## Work to complete
Write out the entire listing below exactly, with the pictures left out.

## Dataset excerpt
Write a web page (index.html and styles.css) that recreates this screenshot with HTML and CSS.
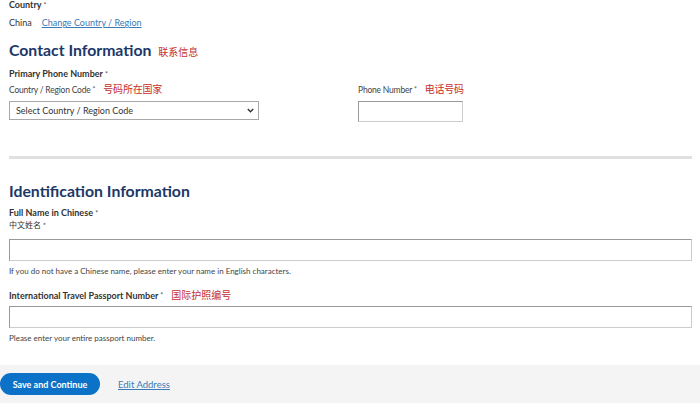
FILE: index.html
```html
<!DOCTYPE html>
<html lang="en">
<head>
<meta charset="utf-8">
<link rel="stylesheet" href="styles.css">
</head>
<body>
<div class="page">
  <div class="label-bold l-country">Country <span class="req">*</span></div>
  <div class="china-row"><span class="china">China</span><a class="link" href="#">Change Country / Region</a></div>
  <h2 class="heading h-contact">Contact Information <span class="cn-red cn-head">联系信息</span></h2>
  <div class="label-bold l-primary">Primary Phone Number <span class="req">*</span></div>
  <div class="phone-grid">
    <div class="col">
      <div class="label-sm">Country / Region Code <span class="req">*</span><span class="cn-red">号码所在国家</span></div>
      <div class="select"><span>Select Country / Region Code</span>
        <svg class="chev" width="7" height="5" viewBox="0 0 7 5"><path d="M0.8 1 L3.5 3.8 L6.2 1" fill="none" stroke="#333" stroke-width="1.4"/></svg>
      </div>
    </div>
    <div class="col">
      <div class="label-sm">Phone Number <span class="req">*</span><span class="cn-red">电话号码</span></div>
      <div class="input input-phone"></div>
    </div>
  </div>
  <div class="divider"></div>
  <h2 class="heading h-ident">Identification Information</h2>
  <div class="label-bold l-full">Full Name in Chinese <span class="req">*</span></div>
  <div class="label-cn">中文姓名 <span class="req">*</span></div>
  <div class="input input-wide in-name"></div>
  <div class="help h1">If you do not have a Chinese name, please enter your name in English characters.</div>
  <div class="label-bold l-pass">International Travel Passport Number <span class="req">*</span><span class="cn-red">国际护照编号</span></div>
  <div class="input input-wide in-pass"></div>
  <div class="help h2">Please enter your entire passport number.</div>
</div>
<div class="footer">
  <button class="btn">Save and Continue</button>
  <a class="link edit" href="#">Edit Address</a>
</div>
</body>
</html>
```

FILE: styles.css
```css
html, body { margin: 0; padding: 0; background: #fff; }
body { font-family: Lato, "Noto Sans CJK SC", sans-serif; color: #333; width: 700px; height: 403px; overflow: hidden; }
.page { padding: 0 8px 0 9px; }
.label-bold { font-weight: 700; font-size: 9px; line-height: 10px; color: #333; }
.req { color: #555; font-weight: 400; font-size: 7px; vertical-align: top; }
.l-country { margin-top: 0; }
.china-row { margin-top: 8px; font-size: 9px; line-height: 10px; }
.china { color: #333; margin-right: 10px; }
.link { color: #3b7bb5; text-decoration: underline; }
.heading { margin: 0; font-weight: 700; color: #1c3867; line-height: 20px; font-size: 15.8px; }
.h-contact { margin-top: 12px; }
.cn-red { color: #c4302b; font-family: "Noto Sans CJK SC", sans-serif; font-weight: 400; font-size: 10px; margin-left: 8px; }
.cn-head { font-size: 10px; margin-left: 3px; }
.l-primary { margin-top: 7px; }
.phone-grid { display: grid; grid-template-columns: 349px 1fr; margin-top: 5px; }
.label-sm { font-size: 8.5px; line-height: 10px; color: #444; letter-spacing: -0.2px; }
.select { margin-top: 6px; width: 250px; height: 19px; box-sizing: border-box; border: 1px solid #a9a9a9; display: flex; align-items: center; justify-content: space-between; padding: 0 4px 0 6px; font-size: 9px; color: #333; }
.input { box-sizing: border-box; border: 1px solid #999; border-bottom-color: #ccc; border-right-color: #ccc; background: #fff; }
.input-phone { margin-top: 6px; width: 105px; height: 21px; }
.divider { margin-top: 34px; height: 3px; width: 683px; background: #e0e0e0; }
.h-ident { margin-top: 22px; }
.l-full { margin-top: 7px; }
.label-cn { margin-top: 2px; font-size: 8px; line-height: 10px; font-family: "Noto Sans CJK SC", sans-serif; color: #333; }
.input-wide { width: 683px; height: 22px; }
.in-name { margin-top: 9px; }
.help { font-size: 8px; line-height: 10px; color: #444; }
.h1 { margin-top: 5px; }
.l-pass { margin-top: 14px; }
.in-pass { margin-top: 5px; }
.h2 { margin-top: 5px; }
.footer { margin-top: 22px; height: 38px; background: #f4f4f4; display: flex; align-items: center; gap: 18px; }
.btn { width: 100px; height: 22px; border: 0; border-radius: 11px; background: #0b72c8; color: #fff; font-family: Lato, sans-serif; font-weight: 700; font-size: 9px; padding: 0; }
.edit { font-size: 9.5px; }
```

## Final answer
Write a web page (index.html and styles.css) that recreates this screenshot with HTML and CSS.
FILE: index.html
```html
<!DOCTYPE html>
<html lang="en">
<head>
<meta charset="utf-8">
<link rel="stylesheet" href="styles.css">
</head>
<body>
<div class="page">
  <div class="label-bold l-country">Country <span class="req">*</span></div>
  <div class="china-row"><span class="china">China</span><a class="link" href="#">Change Country / Region</a></div>
  <h2 class="heading h-contact">Contact Information <span class="cn-red cn-head">联系信息</span></h2>
  <div class="label-bold l-primary">Primary Phone Number <span class="req">*</span></div>
  <div class="phone-grid">
    <div class="col">
      <div class="label-sm">Country / Region Code <span class="req">*</span><span class="cn-red">号码所在国家</span></div>
      <div class="select"><span>Select Country / Region Code</span>
        <svg class="chev" width="7" height="5" viewBox="0 0 7 5"><path d="M0.8 1 L3.5 3.8 L6.2 1" fill="none" stroke="#333" stroke-width="1.4"/></svg>
      </div>
    </div>
    <div class="col">
      <div class="label-sm">Phone Number <span class="req">*</span><span class="cn-red">电话号码</span></div>
      <div class="input input-phone"></div>
    </div>
  </div>
  <div class="divider"></div>
  <h2 class="heading h-ident">Identification Information</h2>
  <div class="label-bold l-full">Full Name in Chinese <span class="req">*</span></div>
  <div class="label-cn">中文姓名 <span class="req">*</span></div>
  <div class="input input-wide in-name"></div>
  <div class="help h1">If you do not have a Chinese name, please enter your name in English characters.</div>
  <div class="label-bold l-pass">International Travel Passport Number <span class="req">*</span><span class="cn-red">国际护照编号</span></div>
  <div class="input input-wide in-pass"></div>
  <div class="help h2">Please enter your entire passport number.</div>
</div>
<div class="footer">
  <button class="btn">Save and Continue</button>
  <a class="link edit" href="#">Edit Address</a>
</div>
</body>
</html>
```

FILE: styles.css
```css
html, body { margin: 0; padding: 0; background: #fff; }
body { font-family: Lato, "Noto Sans CJK SC", sans-serif; color: #333; width: 700px; height: 403px; overflow: hidden; }
.page { padding: 0 8px 0 9px; }
.label-bold { font-weight: 700; font-size: 9px; line-height: 10px; color: #333; }
.req { color: #555; font-weight: 400; font-size: 7px; vertical-align: top; }
.l-country { margin-top: 0; }
.china-row { margin-top: 8px; font-size: 9px; line-height: 10px; }
.china { color: #333; margin-right: 10px; }
.link { color: #3b7bb5; text-decoration: underline; }
.heading { margin: 0; font-weight: 700; color: #1c3867; line-height: 20px; font-size: 15.8px; }
.h-contact { margin-top: 12px; }
.cn-red { color: #c4302b; font-family: "Noto Sans CJK SC", sans-serif; font-weight: 400; font-size: 10px; margin-left: 8px; }
.cn-head { font-size: 10px; margin-left: 3px; }
.l-primary { margin-top: 7px; }
.phone-grid { display: grid; grid-template-columns: 349px 1fr; margin-top: 5px; }
.label-sm { font-size: 8.5px; line-height: 10px; color: #444; letter-spacing: -0.2px; }
.select { margin-top: 6px; width: 250px; height: 19px; box-sizing: border-box; border: 1px solid #a9a9a9; display: flex; align-items: center; justify-content: space-between; padding: 0 4px 0 6px; font-size: 9px; color: #333; }
.input { box-sizing: border-box; border: 1px solid #999; border-bottom-color: #ccc; border-right-color: #ccc; background: #fff; }
.input-phone { margin-top: 6px; width: 105px; height: 21px; }
.divider { margin-top: 34px; height: 3px; width: 683px; background: #e0e0e0; }
.h-ident { margin-top: 22px; }
.l-full { margin-top: 7px; }
.label-cn { margin-top: 2px; font-size: 8px; line-height: 10px; font-family: "Noto Sans CJK SC", sans-serif; color: #333; }
.input-wide { width: 683px; height: 22px; }
.in-name { margin-top: 9px; }
.help { font-size: 8px; line-height: 10px; color: #444; }
.h1 { margin-top: 5px; }
.l-pass { margin-top: 14px; }
.in-pass { margin-top: 5px; }
.h2 { margin-top: 5px; }
.footer { margin-top: 22px; height: 38px; background: #f4f4f4; display: flex; align-items: center; gap: 18px; }
.btn { width: 100px; height: 22px; border: 0; border-radius: 11px; background: #0b72c8; color: #fff; font-family: Lato, sans-serif; font-weight: 700; font-size: 9px; padding: 0; }
.edit { font-size: 9.5px; }
```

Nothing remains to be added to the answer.